WRITTEN EXERCISE - Do not include the pictures; repeat the rest of the data exactly.

====================

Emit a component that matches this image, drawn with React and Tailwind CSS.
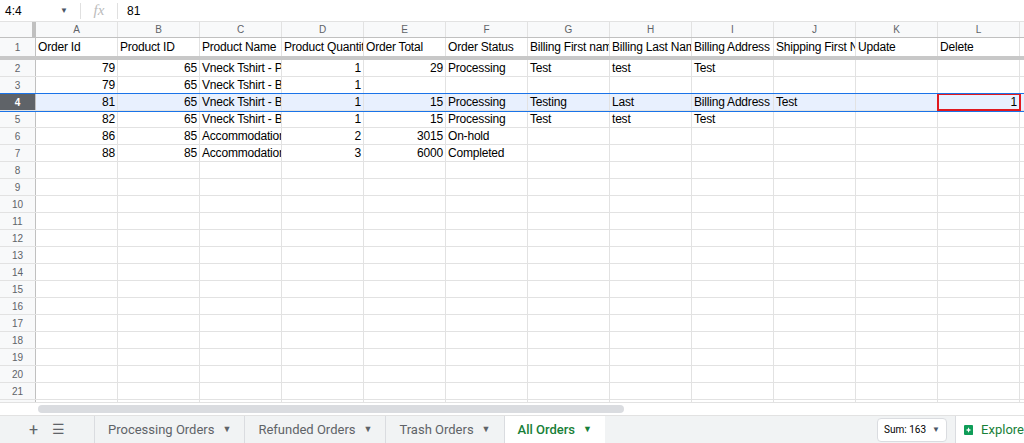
import React from 'react';

const cols = ['A','B','C','D','E','F','G','H','I','J','K','L'];
const header = ['Order Id','Product ID','Product Name','Product Quantity','Order Total','Order Status','Billing First name','Billing Last Name','Billing Address 1','Shipping First Name','Update','Delete'];
const data = [
  [79,65,'Vneck Tshirt - Pink',1,29,'Processing','Test','test','Test','','',''],
  [79,65,'Vneck Tshirt - Blue',1,'','','','','','','',''],
  [81,65,'Vneck Tshirt - Blue',1,15,'Processing','Testing','Last','Billing Address','Test','',1],
  [82,65,'Vneck Tshirt - Blue',1,15,'Processing','Test','test','Test','','',''],
  [86,85,'Accommodation',2,3015,'On-hold','','','','','',''],
  [88,85,'Accommodation',3,6000,'Completed','','','','','',''],
];

const Caret = () => <span className="text-[9px] ml-2">▼</span>;

export default function App() {
  const rows = [header, ...data];
  while (rows.length < 22) rows.push(Array(12).fill(''));
  return (
    <div className="w-[1024px] h-[443px] overflow-hidden bg-white flex flex-col text-[12px] text-black" style={{ fontFamily: '"Liberation Sans", Arial, sans-serif' }}>
      <div className="h-[22px] flex items-center border-b border-[#e2e2e2] shrink-0">
        <div className="w-[80px] pl-[5px] flex justify-between items-center pr-3 text-[12px]">4:4<span className="text-[8px] text-gray-600">▼</span></div>
        <div className="w-px h-4 bg-[#e0e0e0]" />
        <div className="w-[36px] text-center text-[#bbb] italic text-[15px]" style={{ fontFamily: '"Liberation Serif", serif' }}>fx</div>
        <div className="w-px h-4 bg-[#e0e0e0]" />
        <div className="pl-[9px]">81</div>
      </div>
      <div className="flex-1 overflow-hidden">
        <div className="flex h-[16px] bg-[#f8f9fa] border-b border-[#c0c0c0] text-[10px] text-[#5f6368]">
          <div className="w-[36px] shrink-0 border-r-4 border-[#c0c0c0]" />
          {cols.map((c) => (
            <div key={c} className="w-[82px] shrink-0 border-r border-[#e2e2e2] flex items-center justify-center">{c}</div>
          ))}
        </div>
        {rows.map((r, ri) => {
          const sel = ri === 3;
          return (
            <div key={ri} className={`flex ${ri === 0 ? 'border-b-[4px] border-b-[#c8c8c8] h-[22px]' : 'h-[17px] border-b border-[#e2e2e2]'} ${sel ? 'bg-[#e8f0fe] outline outline-1 outline-[#1a73e8] relative z-10' : ''}`}>
              <div className={`w-[36px] shrink-0 text-[10px] flex items-center justify-center border-r border-[#c0c0c0] ${sel ? 'bg-[#5f6368] text-white font-bold' : 'bg-[#f8f9fa] text-[#5f6368]'}`}>{ri + 1}</div>
              {r.map((v, ci) => (
                <div key={ci} className={`w-[82px] shrink-0 border-r border-[#e2e2e2] px-[2px] tracking-[-0.2px] flex items-center overflow-hidden whitespace-nowrap ${typeof v === 'number' ? 'justify-end' : ''} ${sel && ci === 11 ? 'outline outline-2 outline-[#e0191f] -outline-offset-1' : ''}`}>{v}</div>
              ))}
            </div>
          );
        })}
      </div>
      <div className="h-[13px] shrink-0 flex items-center bg-white border-t border-[#e2e2e2]">
        <div className="w-[38px]" />
        <div className="w-[586px] h-[8px] rounded bg-[#dadce0]" />
      </div>
      <div className="h-[28px] shrink-0 bg-[#f1f3f4] flex items-center text-[13px] text-[#5f6368] border-t border-[#e2e2e2]" style={{ fontFamily: 'Roboto, sans-serif' }}>
        <div className="w-[95px] flex items-center justify-center gap-[14px] text-[16px] border-r border-[#dadce0] h-full">
          <span>+</span><span className="text-[14px]">☰</span>
        </div>
        {['Processing Orders','Refunded Orders','Trash Orders'].map(t => (
          <div key={t} className="h-full px-[13px] flex items-center border-r border-[#dadce0]">{t}<Caret /></div>
        ))}
        <div className="h-full px-[13px] flex items-center bg-white text-[#188038] font-medium">All Orders<Caret /></div>
        <div className="flex-1" />
        <div className="h-[24px] px-[6px] flex items-center bg-white border border-[#dadce0] rounded text-[10px] text-black mr-[8px]">Sum: 163<span className="text-[8px] ml-[6px] text-gray-600">▼</span></div>
        <div className="h-full w-px bg-[#dadce0]" />
        <div className="h-full pl-[8px] bg-white flex items-center gap-[8px] text-[#188038] w-[68px]">
          <svg width="16" height="18" viewBox="0 0 16 18"><rect x="0" y="0" width="16" height="18" rx="2" fill="#0f9d58"/><path d="M8 4l1.5 3.5L13 9l-3.5 1.5L8 14l-1.5-3.5L3 9l3.5-1.5z" fill="#fff"/></svg>
          Explore
        </div>
      </div>
    </div>
  );
}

====================

FINISHED EXERCISE -
Emit a component that matches this image, drawn with React and Tailwind CSS.
import React from 'react';

const cols = ['A','B','C','D','E','F','G','H','I','J','K','L'];
const header = ['Order Id','Product ID','Product Name','Product Quantity','Order Total','Order Status','Billing First name','Billing Last Name','Billing Address 1','Shipping First Name','Update','Delete'];
const data = [
  [79,65,'Vneck Tshirt - Pink',1,29,'Processing','Test','test','Test','','',''],
  [79,65,'Vneck Tshirt - Blue',1,'','','','','','','',''],
  [81,65,'Vneck Tshirt - Blue',1,15,'Processing','Testing','Last','Billing Address','Test','',1],
  [82,65,'Vneck Tshirt - Blue',1,15,'Processing','Test','test','Test','','',''],
  [86,85,'Accommodation',2,3015,'On-hold','','','','','',''],
  [88,85,'Accommodation',3,6000,'Completed','','','','','',''],
];

const Caret = () => <span className="text-[9px] ml-2">▼</span>;

export default function App() {
  const rows = [header, ...data];
  while (rows.length < 22) rows.push(Array(12).fill(''));
  return (
    <div className="w-[1024px] h-[443px] overflow-hidden bg-white flex flex-col text-[12px] text-black" style={{ fontFamily: '"Liberation Sans", Arial, sans-serif' }}>
      <div className="h-[22px] flex items-center border-b border-[#e2e2e2] shrink-0">
        <div className="w-[80px] pl-[5px] flex justify-between items-center pr-3 text-[12px]">4:4<span className="text-[8px] text-gray-600">▼</span></div>
        <div className="w-px h-4 bg-[#e0e0e0]" />
        <div className="w-[36px] text-center text-[#bbb] italic text-[15px]" style={{ fontFamily: '"Liberation Serif", serif' }}>fx</div>
        <div className="w-px h-4 bg-[#e0e0e0]" />
        <div className="pl-[9px]">81</div>
      </div>
      <div className="flex-1 overflow-hidden">
        <div className="flex h-[16px] bg-[#f8f9fa] border-b border-[#c0c0c0] text-[10px] text-[#5f6368]">
          <div className="w-[36px] shrink-0 border-r-4 border-[#c0c0c0]" />
          {cols.map((c) => (
            <div key={c} className="w-[82px] shrink-0 border-r border-[#e2e2e2] flex items-center justify-center">{c}</div>
          ))}
        </div>
        {rows.map((r, ri) => {
          const sel = ri === 3;
          return (
            <div key={ri} className={`flex ${ri === 0 ? 'border-b-[4px] border-b-[#c8c8c8] h-[22px]' : 'h-[17px] border-b border-[#e2e2e2]'} ${sel ? 'bg-[#e8f0fe] outline outline-1 outline-[#1a73e8] relative z-10' : ''}`}>
              <div className={`w-[36px] shrink-0 text-[10px] flex items-center justify-center border-r border-[#c0c0c0] ${sel ? 'bg-[#5f6368] text-white font-bold' : 'bg-[#f8f9fa] text-[#5f6368]'}`}>{ri + 1}</div>
              {r.map((v, ci) => (
                <div key={ci} className={`w-[82px] shrink-0 border-r border-[#e2e2e2] px-[2px] tracking-[-0.2px] flex items-center overflow-hidden whitespace-nowrap ${typeof v === 'number' ? 'justify-end' : ''} ${sel && ci === 11 ? 'outline outline-2 outline-[#e0191f] -outline-offset-1' : ''}`}>{v}</div>
              ))}
            </div>
          );
        })}
      </div>
      <div className="h-[13px] shrink-0 flex items-center bg-white border-t border-[#e2e2e2]">
        <div className="w-[38px]" />
        <div className="w-[586px] h-[8px] rounded bg-[#dadce0]" />
      </div>
      <div className="h-[28px] shrink-0 bg-[#f1f3f4] flex items-center text-[13px] text-[#5f6368] border-t border-[#e2e2e2]" style={{ fontFamily: 'Roboto, sans-serif' }}>
        <div className="w-[95px] flex items-center justify-center gap-[14px] text-[16px] border-r border-[#dadce0] h-full">
          <span>+</span><span className="text-[14px]">☰</span>
        </div>
        {['Processing Orders','Refunded Orders','Trash Orders'].map(t => (
          <div key={t} className="h-full px-[13px] flex items-center border-r border-[#dadce0]">{t}<Caret /></div>
        ))}
        <div className="h-full px-[13px] flex items-center bg-white text-[#188038] font-medium">All Orders<Caret /></div>
        <div className="flex-1" />
        <div className="h-[24px] px-[6px] flex items-center bg-white border border-[#dadce0] rounded text-[10px] text-black mr-[8px]">Sum: 163<span className="text-[8px] ml-[6px] text-gray-600">▼</span></div>
        <div className="h-full w-px bg-[#dadce0]" />
        <div className="h-full pl-[8px] bg-white flex items-center gap-[8px] text-[#188038] w-[68px]">
          <svg width="16" height="18" viewBox="0 0 16 18"><rect x="0" y="0" width="16" height="18" rx="2" fill="#0f9d58"/><path d="M8 4l1.5 3.5L13 9l-3.5 1.5L8 14l-1.5-3.5L3 9l3.5-1.5z" fill="#fff"/></svg>
          Explore
        </div>
      </div>
    </div>
  );
}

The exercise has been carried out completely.